No Paul Volker in the SBP, thats for sure.
@ H.A. Khan I agree with your reflections. Where is teh $ 18.5 Billion
The government should focus on good governance and better fiscal policy. Just cannot understand why did State bank reduce interest rates in this high inflation environment in the country.
Lets appoint Ms Hina as Minister of Finance ...her charm will no doubt melt the IMF!
Appears, some of you wanting US to leave got your wish. $18.5 billion reserves, no assistance needed (something doesn't compute).
Nothing to wrroy, Pakistan is the most indispensible country to the world.
PPP and PML-N always leave Pakistan in difficult situations where army need to settle things and bring country back on track. The quack democracy is hurting and bleeding Pakistan.
Please explain to me if you have $ 18.5 billion in reserves, why would you want to borrow $ 1.7 billion more at high interest rate?. Unless off course what is being claimed as reserves is mere book keeping entries...
And why would IMF support Pakistan: with second highest rate of inflation,State Bank reduces interest rates; FBR fudges (mis-reports ) tax collection data; State Bank Governor, Chief Economist of Planning Commission have resigned and now The Chairman and President of largest Bank ie NBP have tendered their resignation; we continue to provide power subsidies ; corruption is the order of the day; expenses of the government continue to rise with a large cabinet; and we have very poor governance.
Why dont u ask your all weather friend China to bail u out ??
Beg, beg and beg. Borrow, borrow and borrow. IMF, IMF and IMF. Only from the WB,IMF and ADB and strengthen the hands of the sons of Zion. Almost sixty-four years and still on your knees begging.
Beware, vultures are here.
With over $18.5 Billion in reserves ( I wonder where this money is), why is the MoF chasing $ 1.5 Billion loan from IMF?.
Do you think IMF will give loan to Pakistan which with Asia's second highest inflation rate, the State Bank reduces is lending rates????
What in theory needs to be done is cut down on expenses (which govt.is not prepared to do), increase tax revenues( people-politicians are not prepared to pay).

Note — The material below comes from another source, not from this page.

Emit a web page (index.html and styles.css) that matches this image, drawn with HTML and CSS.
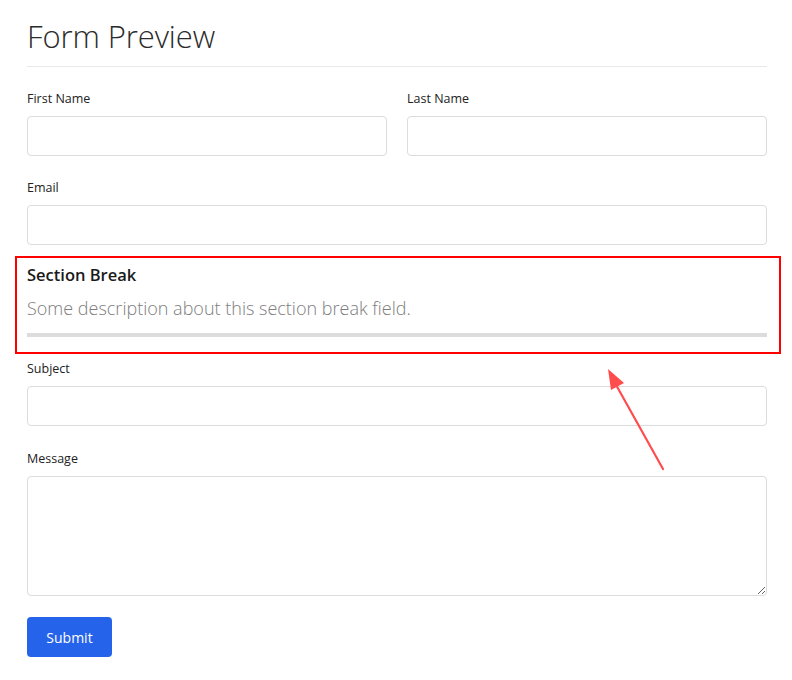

So let us learn to live in country with run away inflation, power shortages, corruption till people on the street rise up and we have a civil strife
Waiting for comments by Meekal Ahmed. On a different note, I see a lot more 'Made in Pakistan' labels on clothes these days here in the US. Seems like the US is trying to assist Pakistan with trade rather than purely aid. This should be good for small businesses in Pakistan, which in turn will hopefully spur employment in that country.